Fixing car and e-bike batteries saves money and resources, but challenges are holding back the industry
You should see what happens to actual mpg in the rain vs in the dry. Its almost like MPG can vary wildly dependent on environment and situation
Yeah the whole range issue is dumb to me. You can recharge it so what’s the issue? I recharge mine on long trips and stop to eat at the same time. Who are all these people that want to sit in a car for over 400 miles without stopping? That sounds worse lol I always stopped with my case car to eat or pee anyways. If I stay 30 min to an hour I can get fully charged too.
Also the benefits of never needing to stop to charge or fuel when I’m just driving around town. I can go all over and not need to charge my car for a few days. Then I do it when I sleep.
Also single pedal driving was new to me and I love that! It is so much more responsive if I want to stop I just stop going lol I love it. It has crazy torque too and makes a fun spaceship sound when I drive around.
Depends on where you live and where you plan to go with it. Our EV at current range is fine to get to the nearby large city in the summer over a fairly long stretch of highway. In winter it would probably be doable but at the least it impact our stopping/charging schedule. At 70% range it might not be doable at all in winter and we’d have to be careful in summer. Governments pushing EVs absolutely should be pushing a reasonable recycle/replacement cycle for batteries and the infrastructure to support that.
Total failure due to dead shorts in too many cells has been happening around the 14 to 18 year area. That’s when you decide to sell it for $3,000 or pay $15,000 to install another battery.
If I get to 14 to 18 years on a car without every having to replace an engine, transmission, it never gets in a crash that writes it off entirely, and its still worth $3k at the end I consider that a win.
I swear, everyone on Lemmy have their heads shoved so far up their asses about how everyone should go full internal combustion and that they’re great and have lower maintenance costs just down vote me to hell when I bring anything like this up. I know the tech and work on vehicles and combustion engines. It’s dumb to buy a $40,000 vehicle with a 300 pound engine, 200 pound transmission, mechanically complex 4 wheel drive system with upwards of 3 independently locking differentials. The resale value when the head gaskets is blown is next to nothing, and the great 5 year 60,000 mile power train warranty doesn’t even cover the average mileage people drive in 8 years. It only requires you mosty pay off the average loan length for a new vehicle. My Tesla costs 13 cents to drive about 4 miles, where the equivalent combustion car, with 400 horsepower and 400 foot pounds of torque, costs upwards of a dollar to drive the same. The high strung powerplants in performance cars require regular, expensive, maintenance, and if you actually push them will blow up in under 10,000 miles.
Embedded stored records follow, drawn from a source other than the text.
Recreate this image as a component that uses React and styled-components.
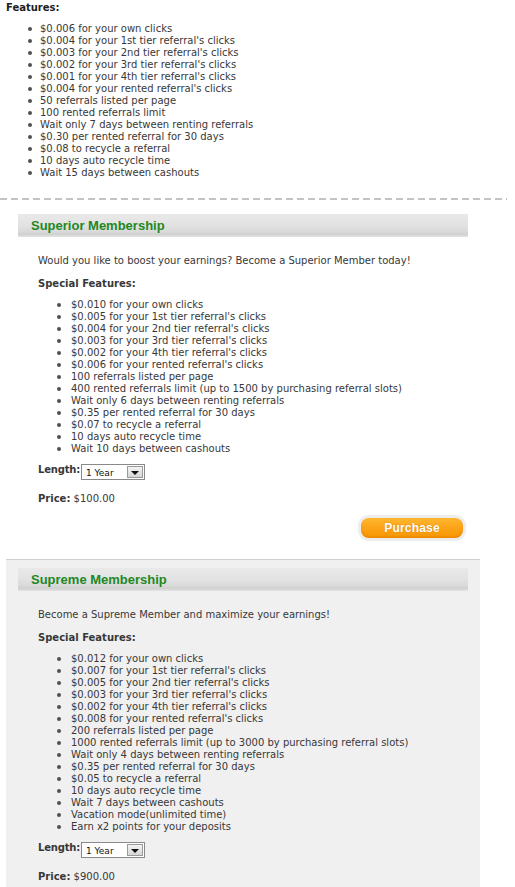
import React from 'react';
import styled, { createGlobalStyle } from 'styled-components';

const GlobalStyle = createGlobalStyle`
  * { box-sizing: border-box; }
  html, body { margin: 0; padding: 0; background: #ffffff; }
  body {
    font-family: "DejaVu Sans", Verdana, sans-serif;
    font-size: 10px;
    line-height: 12px;
    color: #383838;
  }
`;

const Page = styled.div`
  width: 515px;
  display: flex;
  flex-direction: column;
`;

const TopBlock = styled.div`
  margin-left: 6px;
  padding-top: 2px;
`;

const Heading = styled.div`
  font-weight: bold;
  color: ${p => p.$dark ? '#1e1e1e' : '#383838'};
  margin-top: ${p => p.$mt || 0}px;
  line-height: 12px;
`;

const List = styled.ul`
  list-style: none;
  margin: ${p => p.$mt || 0}px 0 0 0;
  padding: 0 0 0 ${p => p.$indent}px;
`;

const Item = styled.li`
  display: flex;
  align-items: center;
  height: 12px;
  white-space: nowrap;
  &::before {
    content: '';
    flex: none;
    width: 4px;
    height: 4px;
    border-radius: 50%;
    background: #505050;
    margin-right: ${p => p.$gap}px;
  }
`;

const Divider = styled.div`
  width: 507px;
  height: 2px;
  margin-top: 19px;
  background: repeating-linear-gradient(to right, #c4c4c4 0 7px, transparent 7px 11px);
`;

const Section = styled.section`
  margin-left: 6px;
  width: 474px;
  padding-top: ${p => p.$shaded ? 8 : 14}px;
  padding-bottom: ${p => p.$shaded ? 40 : 21}px;
  background: ${p => p.$shaded ? '#f0f0f0' : '#ffffff'};
  border-top: ${p => p.$shaded ? '1px solid #cfcfcf' : 'none'};
`;

const SectionBar = styled.div`
  margin: 0 12px;
  height: 23px;
  padding-left: 13px;
  display: flex;
  align-items: center;
  background: linear-gradient(to bottom, #e9e9e9 0%, #e2e2e2 50%, #d9d9d9 78%, #d0d0d0 88%, #e4e4e4 100%);
`;

const SectionTitle = styled.h2`
  margin: 0;
  font-family: "Liberation Sans", Arial, sans-serif;
  font-size: 13px;
  font-weight: bold;
  color: #22881f;
  line-height: 15px;
`;

const SectionBody = styled.div`
  padding-left: 32px;
  display: flex;
  flex-direction: column;
`;

const Intro = styled.p`
  margin: 18px 0 0 0;
  line-height: 12px;
`;

const LengthRow = styled.div`
  margin-top: 9px;
  display: flex;
  align-items: flex-start;
  gap: 1px;
`;

const Label = styled.span`
  font-weight: bold;
  line-height: 12px;
  letter-spacing: -0.2px;
`;

const SelectBox = styled.div`
  width: 64px;
  height: 16px;
  border: 1px solid #8a8a8a;
  background: #ffffff;
  display: flex;
  align-items: center;
  justify-content: space-between;
  padding: 0 1px 0 4px;
  font-size: 9px;
  color: #111;
  line-height: 10px;
`;

const SelectText = styled.span`
  padding-top: 2px;
`;

const SelectArrow = styled.span`
  width: 16px;
  height: 12px;
  border: 1px solid #9a9a9a;
  background: linear-gradient(to bottom, #f4f4f4, #d6d6d6);
  display: flex;
  align-items: center;
  justify-content: center;
  &::after {
    content: '';
    width: 0;
    height: 0;
    margin-top: 2px;
    border-left: 4px solid transparent;
    border-right: 4px solid transparent;
    border-top: 4px solid #111;
  }
`;

const Price = styled.div`
  margin-top: 13px;
  line-height: 12px;
`;

const Bold = styled.b`
  font-weight: bold;
`;

const ButtonRow = styled.div`
  margin-top: 13px;
  padding-right: 17px;
  display: flex;
  justify-content: flex-end;
`;

const PurchaseButton = styled.button`
  width: 102px;
  height: 20px;
  padding: 0;
  border: none;
  border-radius: 8px;
  background: linear-gradient(to bottom, #ffb730 0%, #fca51a 45%, #f79500 100%);
  box-shadow: 0 0 0 3px #ededed, inset 0 -1px 2px rgba(220, 110, 0, 0.5);
  color: #ffffff;
  font-family: "Liberation Sans", Arial, sans-serif;
  font-size: 12px;
  font-weight: bold;
  letter-spacing: 0.2px;
  text-shadow: 0 0 1px rgba(170, 90, 0, 0.6);
  cursor: pointer;
`;

const freeFeatures = [
  "$0.006 for your own clicks",
  "$0.004 for your 1st tier referral's clicks",
  "$0.003 for your 2nd tier referral's clicks",
  "$0.002 for your 3rd tier referral's clicks",
  "$0.001 for your 4th tier referral's clicks",
  "$0.004 for your rented referral's clicks",
  "50 referrals listed per page",
  "100 rented referrals limit",
  "Wait only 7 days between renting referrals",
  "$0.30 per rented referral for 30 days",
  "$0.08 to recycle a referral",
  "10 days auto recycle time",
  "Wait 15 days between cashouts",
];

const memberships = [
  {
    title: 'Superior Membership',
    intro: 'Would you like to boost your earnings? Become a Superior Member today!',
    price: '$100.00',
    shaded: false,
    button: true,
    features: [
      "$0.010 for your own clicks",
      "$0.005 for your 1st tier referral's clicks",
      "$0.004 for your 2nd tier referral's clicks",
      "$0.003 for your 3rd tier referral's clicks",
      "$0.002 for your 4th tier referral's clicks",
      "$0.006 for your rented referral's clicks",
      "100 referrals listed per page",
      "400 rented referrals limit (up to 1500 by purchasing referral slots)",
      "Wait only 6 days between renting referrals",
      "$0.35 per rented referral for 30 days",
      "$0.07 to recycle a referral",
      "10 days auto recycle time",
      "Wait 10 days between cashouts",
    ],
  },
  {
    title: 'Supreme Membership',
    intro: 'Become a Supreme Member and maximize your earnings!',
    price: '$900.00',
    shaded: true,
    button: false,
    features: [
      "$0.012 for your own clicks",
      "$0.007 for your 1st tier referral's clicks",
      "$0.005 for your 2nd tier referral's clicks",
      "$0.003 for your 3rd tier referral's clicks",
      "$0.002 for your 4th tier referral's clicks",
      "$0.008 for your rented referral's clicks",
      "200 referrals listed per page",
      "1000 rented referrals limit (up to 3000 by purchasing referral slots)",
      "Wait only 4 days between renting referrals",
      "$0.35 per rented referral for 30 days",
      "$0.05 to recycle a referral",
      "10 days auto recycle time",
      "Wait 7 days between cashouts",
      "Vacation mode(unlimited time)",
      "Earn x2 points for your deposits",
    ],
  },
];

function Membership({ m }) {
  return (
    <Section $shaded={m.shaded}>
      <SectionBar>
        <SectionTitle>{m.title}</SectionTitle>
      </SectionBar>
      <SectionBody>
        <Intro>{m.intro}</Intro>
        <Heading $mt={11}>Special Features:</Heading>
        <List $mt={9} $indent={19}>
          {m.features.map(f => (
            <Item key={f} $gap={10}>{f}</Item>
          ))}
        </List>
        <LengthRow>
          <Label>Length:</Label>
          <SelectBox>
            <SelectText>1 Year</SelectText>
            <SelectArrow />
          </SelectBox>
        </LengthRow>
        <Price><Bold>Price:</Bold> {m.price}</Price>
      </SectionBody>
      {m.button && (
        <ButtonRow>
          <PurchaseButton type="button">Purchase</PurchaseButton>
        </ButtonRow>
      )}
    </Section>
  );
}

export default function App() {
  return (
    <>
      <GlobalStyle />
      <Page>
        <TopBlock>
          <Heading $dark>Features:</Heading>
          <List $mt={9} $indent={22}>
            {freeFeatures.map(f => (
              <Item key={f} $gap={8}>{f}</Item>
            ))}
          </List>
        </TopBlock>
        <Divider />
        {memberships.map(m => (
          <Membership key={m.title} m={m} />
        ))}
      </Page>
    </>
  );
}
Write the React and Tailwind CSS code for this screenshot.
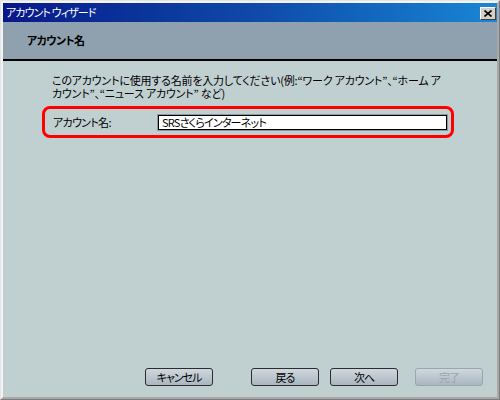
import React from 'react';

const jp = "font-['MS_UI_Gothic','Noto_Sans_CJK_JP',sans-serif] [font-feature-settings:'palt']";

function WizardButton({ children, disabled, className = '' }) {
    return (
        <button
            disabled={disabled}
            className={`h-[18px] w-[68px] rounded-[3px] border text-[11px] leading-none tracking-[-1px] bg-gradient-to-b from-[#d0d8de] to-[#aab6c0] ${disabled ? 'border-[#9aa6ae] text-[#9aa6ae]' : 'border-[#2c2c2c] text-black'} ${className}`}
        >
            {children}
        </button>
    );
}

export default function App() {
    return (
        <div className={`w-[500px] h-[400px] flex flex-col bg-[#c0c0c0] border border-t-[#e4e4e4] border-l-[#e4e4e4] border-r-[#7c7c7c] border-b-[#7c7c7c] ${jp}`}>
            <div className="flex flex-1 flex-col border-2 border-t-[#f4f4f4] border-l-[#f4f4f4] border-r-[#a8a8a8] border-b-[#a8a8a8]">
                {/* title bar */}
                <div className="relative flex h-[19px] items-center bg-gradient-to-r from-[#0a168a] via-[#1048a8] to-[#1a86d4] pl-[3px]">
                    <span className="text-[11px] leading-none tracking-[-0.9px] text-white">アカウント ウィザード</span>
                    <div className="absolute right-[1px] top-[4px] flex h-[13px] w-[16px] items-center justify-center border border-t-white border-l-white border-r-[#404040] border-b-[#404040] bg-[#d4d0c8]">
                        <svg width="8" height="7" viewBox="0 0 8 7">
                            <path d="M0.5 0.5 L7.5 6.5 M7.5 0.5 L0.5 6.5" stroke="black" strokeWidth="1.6" />
                        </svg>
                    </div>
                </div>

                {/* page header */}
                <div className="flex h-[39px] items-center border-b-2 border-black bg-[#8fa0ae] pl-[24px]">
                    <span className="text-[11px] font-bold leading-none tracking-[-0.6px] text-black">アカウント名</span>
                </div>

                {/* body */}
                <div className="flex flex-1 flex-col bg-[#c0cfd0]">
                    <p className="ml-[49px] mt-[13px] text-[11px] leading-[13px] tracking-[-0.2px] text-black">
                        このアカウントに使用する名前を入力してください(例:“ワーク アカウント”、“ホーム ア<br />
                        カウント”、“ニュース アカウント” など)
                    </p>

                    <div className="ml-[39px] mt-[6px] flex h-[32px] w-[412px] items-center rounded-[8px] border-[3px] border-[#ff0000] pl-[8px]">
                        <label className="w-[105px] text-[11px] leading-none tracking-[-0.7px] text-black">アカウント名:</label>
                        <div className="flex h-[15px] w-[289px] items-center border border-black bg-white pl-[3px] outline outline-1 outline-[#8a9aa4]">
                            <span className="text-[11px] leading-none tracking-[-0.8px] text-black">SRSさくらインターネット</span>
                        </div>
                    </div>

                    <div className="mb-[11px] mt-auto flex">
                        <WizardButton className="ml-[142px]">キャンセル</WizardButton>
                        <WizardButton className="ml-[38px]">戻る</WizardButton>
                        <WizardButton className="ml-[11px]">次へ</WizardButton>
                        <WizardButton disabled className="ml-[17px]">完了</WizardButton>
                    </div>
                </div>
            </div>
        </div>
    );
}
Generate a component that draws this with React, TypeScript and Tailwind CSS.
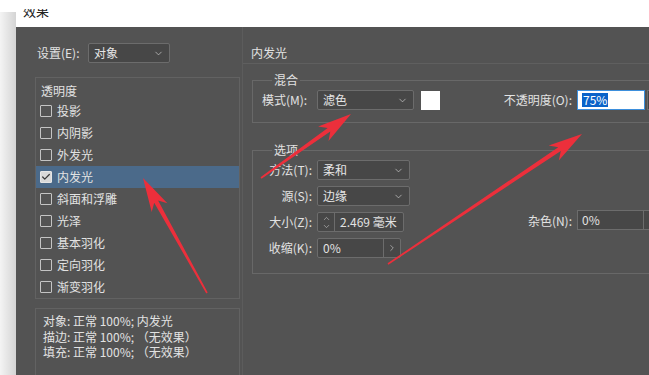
import { Check, ChevronDown, ChevronRight, ChevronUp } from 'lucide-react';

const ITEMS = ['投影', '内阴影', '外发光', '内发光', '斜面和浮雕', '光泽', '基本羽化', '定向羽化', '渐变羽化'];

function Select({ value, width }: { value: string; width: string }) {
  return (
    <div className={`${width} h-[20px] flex items-center justify-between px-[5px] border border-[#6c6c6c] bg-[#474747] rounded-[2px]`}>
      <span className="text-[12px] text-[#e6e6e6] leading-none">{value}</span>
      <ChevronDown size={11} strokeWidth={1.5} className="text-[#cfcfcf]" />
    </div>
  );
}

function Arrow({ x1, y1, x2, y2 }: { x1: number; y1: number; x2: number; y2: number }) {
  // tail (x1,y1) -> tip (x2,y2)
  const dx = x2 - x1;
  const dy = y2 - y1;
  const len = Math.hypot(dx, dy);
  const ux = dx / len;
  const uy = dy / len;
  const nx = -uy;
  const ny = ux;
  const head = 34;
  const hw = 9;
  const inner = 27;
  const sw = 2.2;
  const tw = 0.8;
  const p = (d: number, w: number) => `${(x2 - ux * d + nx * w).toFixed(1)},${(y2 - uy * d + ny * w).toFixed(1)}`;
  const pts = [
    `${x2},${y2}`,
    p(head, hw),
    p(inner, sw),
    p(len, tw),
    p(len, -tw),
    p(inner, -sw),
    p(head, -hw),
  ].join(' ');
  return <polygon points={pts} fill="#ec2f3b" />;
}

export default function App() {
  return (
    <div className="relative w-[649px] h-[375px] overflow-hidden flex bg-white [font-family:'Noto_Sans_CJK_SC','Liberation_Sans',sans-serif]">
      {/* shadow strip left of the window */}
      <div className="w-[16px] shrink-0 h-full flex flex-col">
        <div className="h-[12px] bg-white" />
        <div className="flex-1 bg-gradient-to-r from-[#f4f4f4] to-[#d4d4d4]" />
      </div>

      <div className="flex-1 min-w-0 overflow-hidden flex flex-col">
        {/* title bar, cut off at the top */}
        <div className="h-[27px] bg-white shrink-0">
          <div className="ml-[7px] mt-[9px] h-[9px] overflow-hidden">
            <div className="-mt-[5px] text-[13px] leading-[14px] text-[#222]">效果</div>
          </div>
        </div>

        <div className="flex-1 bg-[#535353] flex pl-[19px] text-[12px] text-[#e2e2e2]">
          {/* left column */}
          <div className="w-[205px] shrink-0 flex flex-col pt-[16px]">
            <div className="h-[20px] flex items-center pl-[2px]">
              <span className="w-[51px]">设置(E):</span>
              <Select value="对象" width="w-[82px]" />
            </div>

            <div className="mt-[14px] border border-[#626262] flex flex-col pt-[4px]">
              <div className="h-[18px] flex items-center px-[5px]">透明度</div>
              {ITEMS.map((item, i) => {
                const checked = i === 3;
                return (
                  <div key={item} className={`h-[22px] flex items-center pl-[4px] ${checked ? 'bg-[#4b6a8a]' : ''}`}>
                    <div
                      className={`w-[12px] h-[12px] border rounded-[1px] flex items-center justify-center ${
                        checked ? 'bg-[#d9d9d9] border-[#e6e6e6]' : 'border-[#c4c4c4]'
                      }`}
                    >
                      {checked && <Check size={10} strokeWidth={3} className="text-[#3a3a3a]" />}
                    </div>
                    <span className="ml-[5px]">{item}</span>
                  </div>
                );
              })}
            </div>

            <div className="mt-[9px] h-[90px] shrink-0 border border-[#626262] px-[7px] pt-[4px] leading-[15.5px]">
              <div>对象: 正常 100%; 内发光</div>
              <div>描边: 正常 100%; （无效果）</div>
              <div>填充: 正常 100%; （无效果）</div>
            </div>
          </div>

          {/* right column */}
          <div className="ml-[2px] w-[420px] shrink-0 flex flex-col border-l border-[#5c5c5c]">
            <div className="h-[37px] shrink-0 border-b border-[#5f5f5f] pl-[8px] pt-[18px] leading-[16px]">内发光</div>

            <fieldset className="mt-[10px] ml-[9px] border border-[#686868] pl-[9px] pb-[12px]">
              <legend className="ml-[10px] px-[2px] leading-[12px]">混合</legend>
              <div className="flex items-center h-[20px] mt-[4px]">
                <span className="w-[55px]">模式(M):</span>
                <Select value="滤色" width="w-[97px]" />
                <div className="ml-[7px] w-[19px] h-[19px] bg-white" />
                <span className="ml-[54px] w-[78px] text-right">不透明度(O):</span>
                <div className="ml-[5px] w-[68px] h-[20px] bg-white border border-[#3d8fdc] flex items-center pl-[4px]">
                  <span className="bg-[#0a63c9] text-white leading-[14px] px-[1px]">75%</span>
                </div>
                <div className="ml-[2px] w-[20px] h-[20px] bg-[#454545] border border-[#6c6c6c]" />
              </div>
            </fieldset>

            <fieldset className="mt-[21px] ml-[9px] border border-[#686868] pl-[9px] pb-[15px]">
              <legend className="ml-[10px] px-[2px] leading-[12px]">选项</legend>
              <div className="flex flex-col gap-[6px] mt-[4px]">
                <div className="flex items-center h-[20px]">
                  <span className="w-[50px] text-right">方法(T):</span>
                  <div className="ml-[5px]">
                    <Select value="柔和" width="w-[93px]" />
                  </div>
                </div>
                <div className="flex items-center h-[20px]">
                  <span className="w-[50px] text-right">源(S):</span>
                  <div className="ml-[5px]">
                    <Select value="边缘" width="w-[93px]" />
                  </div>
                </div>
                <div className="flex items-center h-[20px]">
                  <span className="w-[50px] text-right">大小(Z):</span>
                  <div className="ml-[5px] flex h-[20px] border border-[#6c6c6c] bg-[#474747] rounded-[2px]">
                    <div className="w-[17px] flex flex-col items-center justify-center border-r border-[#6c6c6c] text-[#cfcfcf]">
                      <ChevronUp size={9} strokeWidth={1.5} className="-mb-[1px]" />
                      <ChevronDown size={9} strokeWidth={1.5} />
                    </div>
                    <div className="w-[68px] flex items-center pl-[5px]">2.469 毫米</div>
                  </div>
                  <span className="ml-[108px] w-[60px] text-right -mt-[3px]">杂色(N):</span>
                  <div className="ml-[5px] flex h-[20px] -mt-[4px] border border-[#6c6c6c] bg-[#474747]">
                    <div className="w-[66px] flex items-center pl-[4px] border-r border-[#6c6c6c]">0%</div>
                    <div className="w-[20px]" />
                  </div>
                </div>
                <div className="flex items-center h-[20px]">
                  <span className="w-[50px] text-right">收缩(K):</span>
                  <div className="ml-[5px] flex h-[20px] border border-[#6c6c6c] bg-[#474747] rounded-[2px]">
                    <div className="w-[66px] flex items-center pl-[5px] border-r border-[#6c6c6c]">0%</div>
                    <div className="w-[16px] flex items-center justify-center text-[#cfcfcf]">
                      <ChevronRight size={10} strokeWidth={1.5} />
                    </div>
                  </div>
                </div>
              </div>
            </fieldset>
          </div>
        </div>
      </div>

      {/* red annotation arrows */}
      <svg className="absolute inset-0 pointer-events-none" width="649" height="375" viewBox="0 0 649 375">
        <Arrow x1={207} y1={293} x2={143} y2={178} />
        <Arrow x1={261} y1={178} x2={351} y2={114} />
        <Arrow x1={388} y1={264} x2={582} y2={134} />
      </svg>
    </div>
  );
}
An LS3 crate motor costs more than the car is worth and that doesn’t even include the transmission or any of the other drivetrain components. No one should buy and keep a combustion engine for more than 10 years or you risk “being the bag holder” and stuck with a cancer emitting 4,000 pound paperweight.
I mean, I’m all for EV, but my car is over fifteen years old and still cranks every single time. Gets almost 40 to the gallon. Yeah, the resale is shit, but if I drive it until the wheels fall off, I don’t have to worry about that.
Their argument was valid other than their martyr complex
It really isn’t.
The whole point of the crate motor vs battery pack was it’s ridiculous to compare the cost of a new battery vs a used engine. If you blow an engine in a regular car it’s replaced with s used one, even if it’s covered by warranty. Used battery packs will get cheaper with time, especially 8 years from now when the warranty on a new EV is done.
Good for you that your car hasn’t broken yet. I have a friend who got a bad transmission in her Subaru, it was replaced after something like 500 miles. Are you claiming that every new ICE vehicle that had ever been sold have had 100% working drive trains for the entirety of the restraint period?
Or are you comparing your anecdotal experience with a FUD news story about one person who had a lemon of a vehicle that happened to be electric
You can buy a model 3 that goes 0-60 in 3.1 seconds, right now, on their website under 40k after tax rebate. Go look. Under existing inventory. All prices exclude the 7500 credit.
Are you claiming GM never made a lemon? That no car, ever, in the history of their company, was sold with a bad motor?
And stop it. You’re comparing the cost of a new battery now vs what the cost of a used battery will be in 8 years. Claiming that technology doesn’t get cheaper is absurd. You can buy a used Nissan leaf battery for $3,700.
https://www.partrequest.com/catalog/electric-vehicle-batteries/nissan/nissan-leaf
What I seem to see most on Lemmy is split 50/50 between “EVs are way worse than cars because they are heavy and have tires and tire particulates are FAR worse than tailpipe emissions, and ICE vehicles weigh nothing and don’t have tires anyway” and “EVs are cars and cars are the devil - if you don’t live in a city center and use a bike exclusively you might as well be slaughtering children by the hundreds, because there is literally no moral difference.”